Amazon (AMZN -0.54%) reported solid first-quarter results with revenue increasing 13% year over year to $143.3 billion and earnings per share (EPS) more than tripling to $0.98.

However, it was the company's commentary around artificial intelligence (AI) that should get investors most excited.

An AI push

If there has been one knock against Amazon recently, it's the fact the company's market-leading cloud business, Amazon Web Services (AWS), has been losing share to Microsoft's Azure and Alphabet's Google Cloud. And while AWS did not grow as quickly as these two competitors in the first quarter, its revenue still increased 17% year over year from a higher base to reach $25 billion. By comparison, Azure grew revenue 31%, while Google Cloud revenue climbed 28% over the same period.

Importantly, AWS's revenue growth has accelerated the past two quarters. Amazon said companies' data center cost optimization initiatives are largely complete, and the focus is now turning toward generative AI. Given this increasing usage, management said its capital expenditures will increase this year to procure and build out new data centers to meet this demand.

Amazon noted that while it will need to spend money upfront, this leads to better operating margins and free cash flow down the line. It also said 85% of global IT spend is still on-premises, so the combination of AI and companies moving to the cloud remains enormous.

AWS is not Amazon's only AI opportunity, as it is pushing the technology across the business from AI assistants to its own proprietary chips. The company said demand for its two AI chips, Trainium and Inferentia, has been high given their pricing and performance. 
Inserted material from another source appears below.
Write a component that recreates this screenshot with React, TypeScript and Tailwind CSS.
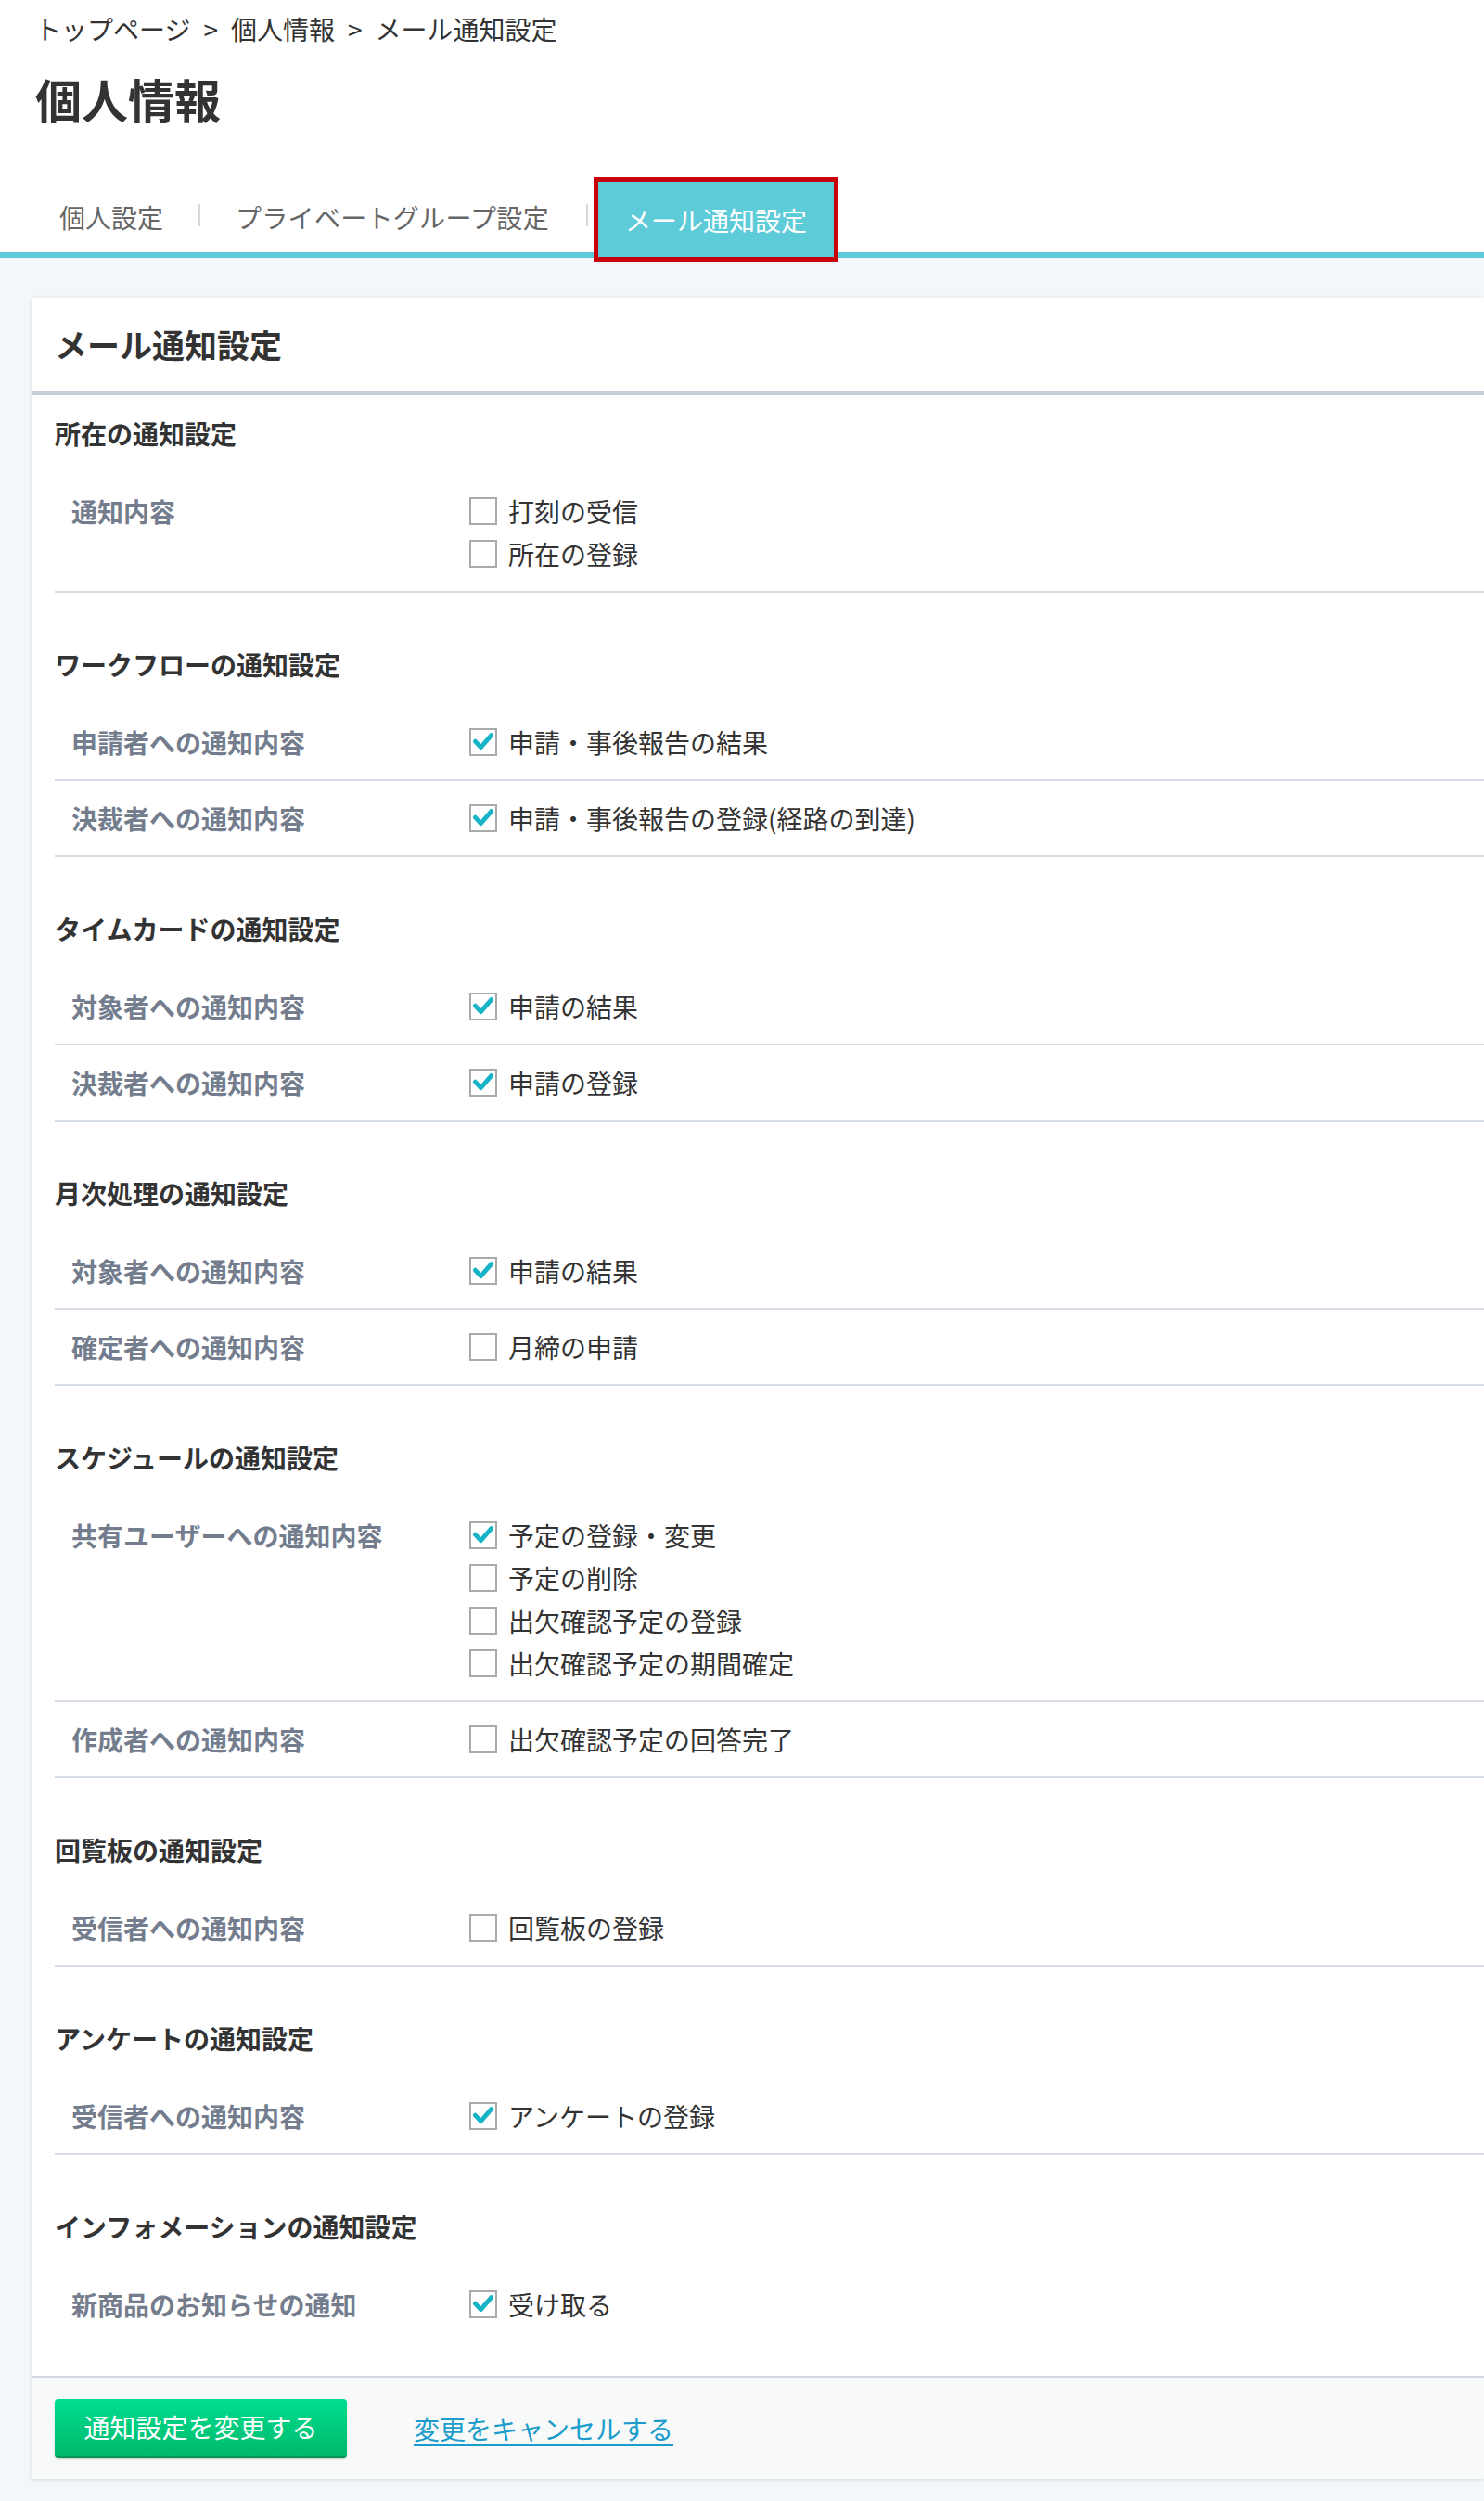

Amazon also offers SageMaker and Bedrock. The former helps customers build their own AI models by letting developers train models faster, prepare data for AI usage, and increase developer productivity. Bedrock, meanwhile, is a fully-managed service that offers foundation models from Amazon and AI start-ups, as well as tools to build generative AI applications. Both offerings have already garnered an impressive list of customers.

Amazon has developed a number of AI apps too. Among them is Amazon Q, an AI-powered assistant for software developers that it recently announced would become generally available. Q can perform tasks like generating, testing, and debugging code. It also has Agents, an app that can implement new features and refactor code to do software upgrades.

These various AI efforts are still in the early stages, but the company has created some of the largest e-commerce, logistics, and cloud computing businesses on the planet. Amazon has a proven history of being willing to invest in successful new businesses, and that has put it at the forefront of AI.

Packages on a residential doorstep.

Image source: Getty Images.

Time to buy the stock

Amazon trades at a forward price-to-earnings (P/E) ratio of 41.5, but on an enterprise value-to-adjusted EBITDA (earnings before interest, taxes, depreciation, and amortization) basis, its valuation comes down to 14.1. The latter figure takes out the non-cash depreciation costs from the buildout of its AWS infrastructure and logistics networks. Given the potential behind AI, that's not an expensive valuation.

Amazon likely has the biggest opportunity in front of it since the company launched AWS in 2006. That has gone on to become a $100 billion business in less than 20 years. AI is shaping up to be a game changer as well, and Amazon is one of the leading companies that can benefit from it across the entire business. That means now is still a great time to buy Amazon stock.